Messa "Subito via dall’università chi pilota i concorsi La vera rivoluzione è cooptare i migliori"
L’intervista alla ministra
Corrado Zunino
ROMA — Al videoforum di Repubblica , "Mala e buona università", la ministra Maria Cristina Messa dice: «Le storie di cattivi concorsi pubblici e inchieste di magistratura che ho letto nell’inchiesta Agnese nel Paese dei baroni non devono essere sottovalutate, devono essere studiate e condannate, ma non rappresentano l’intera università italiana».
Ministra, ma nei confronti di un commissario di concorso o di un capo dipartimento che pilota una prova che cosa può fare lo Stato?
«Gli atenei devono avere una maggiore autonomia nella scelta dei migliori, le responsabilità sono troppo diffuse e alla fine di nessuno.
Chi sbaglia o recluta male deve uscire dal sistema, deve essere destituito».
È un’affermazione importante.
Firmerà un decreto per far sì che questo avvenga?
«Il ministro dell’Università e della Ricerca deve fare delle proposte, incentivare con i finanziamenti, poi deve intervenire il Parlamento.
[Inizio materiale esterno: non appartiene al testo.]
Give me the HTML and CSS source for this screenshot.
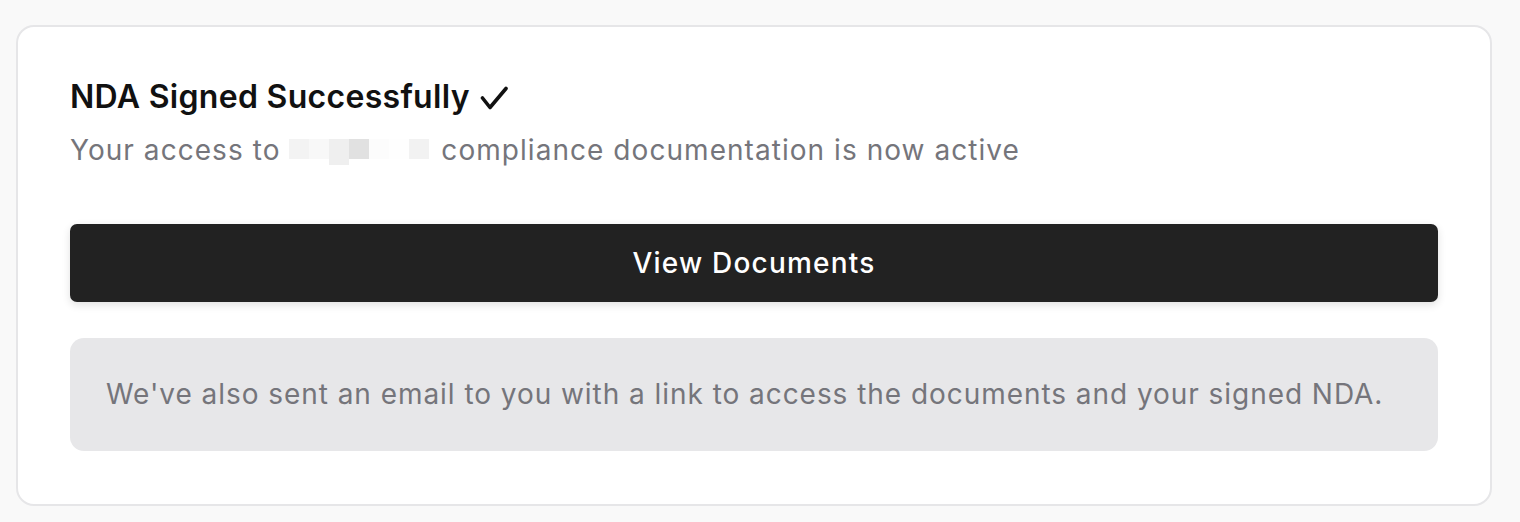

Tutta la società, direi».
I lettori di "Repubblica" chiedono: ci sono rettori e responsabili di dipartimento che fanno quello che vogliono sul reclutamento e sulla gestione di intere facoltà. Esami farsa a calciatori miliardari a Perugia, sette dipartimenti decapitati dalla Procura a Catania, 2,8 milioni di euro non utilizzati a fini pubblici a Foggia. È arrivato il momento di mettere in discussione l’autonomia degli atenei italiani?
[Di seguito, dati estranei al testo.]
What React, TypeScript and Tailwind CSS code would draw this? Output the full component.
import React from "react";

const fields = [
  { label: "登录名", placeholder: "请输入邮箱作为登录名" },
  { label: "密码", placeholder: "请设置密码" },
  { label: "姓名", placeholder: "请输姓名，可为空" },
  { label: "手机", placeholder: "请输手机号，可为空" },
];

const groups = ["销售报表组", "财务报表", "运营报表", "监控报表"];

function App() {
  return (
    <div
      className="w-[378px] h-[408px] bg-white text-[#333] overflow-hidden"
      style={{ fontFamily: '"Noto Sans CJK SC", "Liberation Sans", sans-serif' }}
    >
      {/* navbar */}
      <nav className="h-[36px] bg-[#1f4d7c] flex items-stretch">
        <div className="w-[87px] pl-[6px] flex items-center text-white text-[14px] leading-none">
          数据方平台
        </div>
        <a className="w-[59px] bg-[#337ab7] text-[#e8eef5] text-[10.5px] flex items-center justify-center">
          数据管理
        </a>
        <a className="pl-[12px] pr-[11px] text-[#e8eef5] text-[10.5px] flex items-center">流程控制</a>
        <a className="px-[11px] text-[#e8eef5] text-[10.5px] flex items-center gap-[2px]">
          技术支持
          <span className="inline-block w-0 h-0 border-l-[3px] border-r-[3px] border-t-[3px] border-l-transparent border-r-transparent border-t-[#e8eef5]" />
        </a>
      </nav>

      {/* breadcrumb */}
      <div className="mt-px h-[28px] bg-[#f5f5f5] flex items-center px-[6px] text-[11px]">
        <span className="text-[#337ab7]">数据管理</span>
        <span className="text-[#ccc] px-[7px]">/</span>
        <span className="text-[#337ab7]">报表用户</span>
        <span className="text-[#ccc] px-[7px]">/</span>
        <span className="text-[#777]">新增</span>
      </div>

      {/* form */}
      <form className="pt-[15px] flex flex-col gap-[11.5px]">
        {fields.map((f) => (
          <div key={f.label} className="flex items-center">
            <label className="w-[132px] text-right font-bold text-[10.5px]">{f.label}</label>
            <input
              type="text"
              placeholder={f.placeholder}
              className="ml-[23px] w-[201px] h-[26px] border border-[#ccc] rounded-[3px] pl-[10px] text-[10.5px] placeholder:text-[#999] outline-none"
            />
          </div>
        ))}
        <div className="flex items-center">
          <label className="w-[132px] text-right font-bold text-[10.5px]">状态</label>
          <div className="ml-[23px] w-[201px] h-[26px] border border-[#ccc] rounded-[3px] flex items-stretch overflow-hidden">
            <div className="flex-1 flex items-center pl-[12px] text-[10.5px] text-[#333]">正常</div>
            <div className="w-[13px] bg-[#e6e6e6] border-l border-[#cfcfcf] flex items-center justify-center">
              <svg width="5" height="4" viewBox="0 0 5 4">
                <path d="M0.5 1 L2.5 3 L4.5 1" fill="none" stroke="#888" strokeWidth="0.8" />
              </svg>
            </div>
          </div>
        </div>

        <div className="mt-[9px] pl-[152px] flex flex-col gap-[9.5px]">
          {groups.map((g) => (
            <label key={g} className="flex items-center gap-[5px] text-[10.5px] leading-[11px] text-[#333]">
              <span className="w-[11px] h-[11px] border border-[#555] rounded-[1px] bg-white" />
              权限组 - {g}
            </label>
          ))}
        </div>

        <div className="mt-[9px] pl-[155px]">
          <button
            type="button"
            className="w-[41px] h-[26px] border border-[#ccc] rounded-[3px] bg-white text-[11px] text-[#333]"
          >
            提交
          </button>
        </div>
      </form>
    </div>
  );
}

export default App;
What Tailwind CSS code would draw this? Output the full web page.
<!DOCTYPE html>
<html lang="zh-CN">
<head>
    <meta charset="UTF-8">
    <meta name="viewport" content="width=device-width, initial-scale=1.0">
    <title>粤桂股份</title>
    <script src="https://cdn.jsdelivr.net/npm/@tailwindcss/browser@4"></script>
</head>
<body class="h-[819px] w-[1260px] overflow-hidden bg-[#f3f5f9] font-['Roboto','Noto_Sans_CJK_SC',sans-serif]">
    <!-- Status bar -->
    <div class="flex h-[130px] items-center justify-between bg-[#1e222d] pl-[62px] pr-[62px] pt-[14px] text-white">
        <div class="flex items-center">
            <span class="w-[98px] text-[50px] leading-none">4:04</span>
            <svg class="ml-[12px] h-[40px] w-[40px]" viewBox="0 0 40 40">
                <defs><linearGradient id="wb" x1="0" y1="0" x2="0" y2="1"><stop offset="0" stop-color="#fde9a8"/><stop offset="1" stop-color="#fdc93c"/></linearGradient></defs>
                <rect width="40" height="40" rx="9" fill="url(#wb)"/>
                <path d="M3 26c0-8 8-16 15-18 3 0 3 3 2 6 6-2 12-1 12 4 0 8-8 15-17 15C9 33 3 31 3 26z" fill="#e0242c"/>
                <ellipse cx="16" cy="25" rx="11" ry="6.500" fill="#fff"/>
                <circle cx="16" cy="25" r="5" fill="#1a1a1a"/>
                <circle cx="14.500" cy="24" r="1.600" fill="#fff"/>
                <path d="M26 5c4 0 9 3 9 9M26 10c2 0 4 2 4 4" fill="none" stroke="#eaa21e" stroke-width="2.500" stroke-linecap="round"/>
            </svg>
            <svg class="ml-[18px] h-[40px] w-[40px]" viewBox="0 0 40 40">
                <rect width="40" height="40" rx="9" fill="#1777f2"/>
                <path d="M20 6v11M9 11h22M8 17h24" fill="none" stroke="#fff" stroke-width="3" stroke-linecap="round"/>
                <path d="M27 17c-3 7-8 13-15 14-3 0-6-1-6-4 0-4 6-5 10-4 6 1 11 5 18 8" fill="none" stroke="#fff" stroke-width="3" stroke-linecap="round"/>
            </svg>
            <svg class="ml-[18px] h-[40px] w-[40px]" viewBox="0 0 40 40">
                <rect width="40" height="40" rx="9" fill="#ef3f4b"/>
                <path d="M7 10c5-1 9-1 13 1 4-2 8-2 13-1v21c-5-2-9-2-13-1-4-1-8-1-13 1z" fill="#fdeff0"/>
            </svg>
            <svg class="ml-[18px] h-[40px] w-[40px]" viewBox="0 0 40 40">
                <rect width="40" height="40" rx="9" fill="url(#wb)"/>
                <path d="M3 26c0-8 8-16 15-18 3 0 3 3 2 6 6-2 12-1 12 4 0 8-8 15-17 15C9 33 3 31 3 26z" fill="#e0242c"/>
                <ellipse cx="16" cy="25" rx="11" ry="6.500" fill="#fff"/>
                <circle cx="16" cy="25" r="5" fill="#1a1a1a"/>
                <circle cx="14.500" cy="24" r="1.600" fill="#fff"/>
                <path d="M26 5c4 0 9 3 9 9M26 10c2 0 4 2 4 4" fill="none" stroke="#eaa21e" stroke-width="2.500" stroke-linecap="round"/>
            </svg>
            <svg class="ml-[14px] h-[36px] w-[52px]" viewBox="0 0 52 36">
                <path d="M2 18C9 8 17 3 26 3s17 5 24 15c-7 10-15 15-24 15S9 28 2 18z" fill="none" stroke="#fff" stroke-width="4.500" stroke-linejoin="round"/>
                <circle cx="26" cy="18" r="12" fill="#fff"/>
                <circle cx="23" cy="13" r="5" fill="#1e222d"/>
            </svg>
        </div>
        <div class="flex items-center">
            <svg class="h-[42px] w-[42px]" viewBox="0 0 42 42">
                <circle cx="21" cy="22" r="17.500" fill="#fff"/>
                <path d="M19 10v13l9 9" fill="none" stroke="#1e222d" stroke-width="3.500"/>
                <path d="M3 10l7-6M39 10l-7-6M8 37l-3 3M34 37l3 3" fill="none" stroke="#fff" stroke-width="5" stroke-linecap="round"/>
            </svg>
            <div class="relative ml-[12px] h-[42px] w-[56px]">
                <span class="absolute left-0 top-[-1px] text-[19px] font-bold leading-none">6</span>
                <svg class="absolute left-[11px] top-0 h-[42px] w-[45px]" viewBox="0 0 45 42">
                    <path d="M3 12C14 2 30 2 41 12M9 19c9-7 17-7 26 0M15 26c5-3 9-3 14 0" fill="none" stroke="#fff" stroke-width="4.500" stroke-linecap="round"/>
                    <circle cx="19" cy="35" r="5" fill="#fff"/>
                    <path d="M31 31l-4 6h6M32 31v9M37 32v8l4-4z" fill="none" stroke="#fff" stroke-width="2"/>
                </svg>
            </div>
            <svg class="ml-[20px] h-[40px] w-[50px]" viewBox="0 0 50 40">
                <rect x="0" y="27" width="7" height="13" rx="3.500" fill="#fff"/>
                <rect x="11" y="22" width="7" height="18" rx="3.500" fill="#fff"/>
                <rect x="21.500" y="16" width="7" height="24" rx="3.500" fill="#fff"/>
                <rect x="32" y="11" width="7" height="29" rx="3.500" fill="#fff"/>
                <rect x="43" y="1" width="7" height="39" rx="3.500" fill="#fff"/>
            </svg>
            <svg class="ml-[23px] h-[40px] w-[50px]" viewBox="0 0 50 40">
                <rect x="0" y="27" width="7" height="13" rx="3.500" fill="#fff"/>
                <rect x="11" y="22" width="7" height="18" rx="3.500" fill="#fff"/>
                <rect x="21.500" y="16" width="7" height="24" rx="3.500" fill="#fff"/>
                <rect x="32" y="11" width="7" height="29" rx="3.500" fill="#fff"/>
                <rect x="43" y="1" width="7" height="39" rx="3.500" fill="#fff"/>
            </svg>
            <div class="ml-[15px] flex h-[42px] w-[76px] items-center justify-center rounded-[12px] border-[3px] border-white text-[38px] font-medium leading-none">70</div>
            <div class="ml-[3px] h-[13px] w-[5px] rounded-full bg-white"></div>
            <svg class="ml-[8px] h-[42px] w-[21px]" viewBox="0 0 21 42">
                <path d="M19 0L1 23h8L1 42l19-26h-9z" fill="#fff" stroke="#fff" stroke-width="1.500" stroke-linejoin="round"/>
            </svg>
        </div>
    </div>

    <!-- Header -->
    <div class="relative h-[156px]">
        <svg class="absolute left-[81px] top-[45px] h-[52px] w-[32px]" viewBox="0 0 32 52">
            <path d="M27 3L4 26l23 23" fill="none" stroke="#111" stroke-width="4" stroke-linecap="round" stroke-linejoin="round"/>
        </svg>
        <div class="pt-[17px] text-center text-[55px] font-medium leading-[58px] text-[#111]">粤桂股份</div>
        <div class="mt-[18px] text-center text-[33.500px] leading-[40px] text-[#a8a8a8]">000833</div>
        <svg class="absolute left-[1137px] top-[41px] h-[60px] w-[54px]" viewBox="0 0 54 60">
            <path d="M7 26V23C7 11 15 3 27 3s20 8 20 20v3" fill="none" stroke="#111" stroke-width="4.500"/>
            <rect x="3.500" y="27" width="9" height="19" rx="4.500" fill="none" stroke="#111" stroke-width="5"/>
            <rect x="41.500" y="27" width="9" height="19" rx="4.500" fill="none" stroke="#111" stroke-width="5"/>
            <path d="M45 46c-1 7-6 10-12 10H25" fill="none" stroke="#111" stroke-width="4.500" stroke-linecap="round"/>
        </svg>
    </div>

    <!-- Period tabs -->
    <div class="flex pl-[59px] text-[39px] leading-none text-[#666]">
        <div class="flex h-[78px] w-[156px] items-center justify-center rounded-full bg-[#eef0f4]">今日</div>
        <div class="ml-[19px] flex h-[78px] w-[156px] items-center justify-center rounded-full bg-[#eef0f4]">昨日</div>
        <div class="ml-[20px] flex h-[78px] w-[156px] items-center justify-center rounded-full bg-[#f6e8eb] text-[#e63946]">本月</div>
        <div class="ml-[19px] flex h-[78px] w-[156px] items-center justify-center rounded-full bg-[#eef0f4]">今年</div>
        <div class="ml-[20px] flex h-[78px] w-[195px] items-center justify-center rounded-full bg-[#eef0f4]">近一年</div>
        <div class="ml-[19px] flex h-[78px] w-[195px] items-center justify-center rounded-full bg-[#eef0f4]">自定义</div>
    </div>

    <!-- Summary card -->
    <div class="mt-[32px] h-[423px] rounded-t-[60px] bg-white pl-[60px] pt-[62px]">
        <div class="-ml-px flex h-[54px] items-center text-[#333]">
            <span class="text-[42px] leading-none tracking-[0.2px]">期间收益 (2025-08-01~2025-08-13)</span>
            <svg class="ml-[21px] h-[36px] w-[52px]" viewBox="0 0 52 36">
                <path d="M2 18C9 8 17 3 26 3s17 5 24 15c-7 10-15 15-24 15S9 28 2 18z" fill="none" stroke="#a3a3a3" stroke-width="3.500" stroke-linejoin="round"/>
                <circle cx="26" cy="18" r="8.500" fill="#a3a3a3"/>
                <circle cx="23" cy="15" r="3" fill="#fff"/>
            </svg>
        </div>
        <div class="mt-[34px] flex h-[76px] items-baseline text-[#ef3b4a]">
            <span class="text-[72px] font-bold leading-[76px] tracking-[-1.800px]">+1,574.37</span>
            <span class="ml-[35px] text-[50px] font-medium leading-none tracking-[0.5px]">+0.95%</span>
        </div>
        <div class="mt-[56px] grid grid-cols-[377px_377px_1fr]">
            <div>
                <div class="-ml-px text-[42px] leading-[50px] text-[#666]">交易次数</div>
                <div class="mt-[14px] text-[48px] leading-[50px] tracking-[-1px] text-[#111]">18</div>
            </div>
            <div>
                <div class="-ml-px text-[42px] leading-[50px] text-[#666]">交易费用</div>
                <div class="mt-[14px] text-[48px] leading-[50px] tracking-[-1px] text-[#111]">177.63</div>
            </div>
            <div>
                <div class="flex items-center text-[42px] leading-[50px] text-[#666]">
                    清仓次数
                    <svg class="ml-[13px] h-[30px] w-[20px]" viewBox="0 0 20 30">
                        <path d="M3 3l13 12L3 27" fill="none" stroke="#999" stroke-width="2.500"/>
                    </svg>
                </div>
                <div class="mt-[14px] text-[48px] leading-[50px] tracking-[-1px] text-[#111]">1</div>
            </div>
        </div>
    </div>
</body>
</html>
«L’autonomia è un bene che ha prodotto più vantaggi che svantaggi, un bene costitutivo che non va toccato perché garantisce la libertà dell’insegnamento. L’autonomia ha consentito al sistema universitario italiano di restare il settimo nel mondo per pubblicazioni scientifiche anche in un momento in cui i finanziamenti erano scarsi. I ricercatori italiani sono bravi e capaci e il sistema bandisce ogni anno tra 2.300 e 3.200 concorsi, una realtà complessa».
Un terzo di questi concorsi negli ultimi tre anni sono stati contestati.
Ci dica, costituirà il ministero parte civile nei confronti dell’Università di Catania?
«Non lo farò. Credo nella rinascita di quell’ateneo, ora guidato da uno
scienziato».
Sempre più università non ottemperano alle indicazioni della magistratura amministrativa. È normale che un’istituzione dello Stato non risponda a una sentenza?
«A volte le università si difendono sbagliando, altre volte ritengono di avere ragione e, quindi, la loro difesa è perlomeno legittima. Troppe volte il meccanismo di scelta dei concorsi non è chiaro, in altre è semplicemente scorretto e preordinato. Vorrei anche dire, però, che un concorso è difficile in sé. Io prima di diventare professore ordinario ne avrò fatti dieci».
Come dovrebbero cambiare i concorsi italiani, ministra?
«Le falle principali sono nel metodo di abilitazione e nei bandi locali. Oggi il sistema è confuso tra l’abilitazione esterna, i rettori che non entrano nei contenuti della prova, i dipartimenti che possono fare scelte di cui poi non si prendono la responsabilità. La vera rivoluzione arriverà quando ci ispireremo alle pratiche realizzate all’estero. Si devono identificare i candidati migliori, le figure che possono coprire un’area, avviare un sistema di cooptazione a un livello molto alto. E poi avere commissioni allargate al mondo esterno, all’industria, all’estero. I commissari devono essere eccellenti per giudicare candidati eccellenti. A volte in alcuni atenei prevale una cultura localistica».
Si possono utilizzare i finanziamenti ministeriali per guidare le buone pratiche concorsuali?
«Sì, attraverso la distribuzione dei fondi possiamo spingere le università ad attuare politiche migliori».
Il reclutamento italiano funziona?
«Oggi no. Nella prima tornata di abilitazione, 2012-2013, siamo riusciti a chiamare in cattedra il 50 per cento di chi era idoneo. Nella seconda solo il 25 per cento, nella terza il 4 per cento. Abbiamo 40 mila abilitati alla docenza, un esercito, che non riesce a entrare in università. In Parlamento stiamo cambiando il pre-ruolo, che è il passaggio precedente all’ottenimento di una cattedra, ma dobbiamo instaurare chiamate dirette per professori e ricercatori da un’università all’altra e dall’estero. E dobbiamo sbloccare gli avanzamenti interni, fermi dalla Legge Gelmini. Il nostro sistema di reclutamento non è più attuale».
I soldi europei del Recovery Fund sono inferiori alle promesse?
«Li dobbiamo contare tutti insieme i finanziamenti e scopriremmo che l’università dispone di 15 miliardi. Sono più preoccupata da come li spenderemo».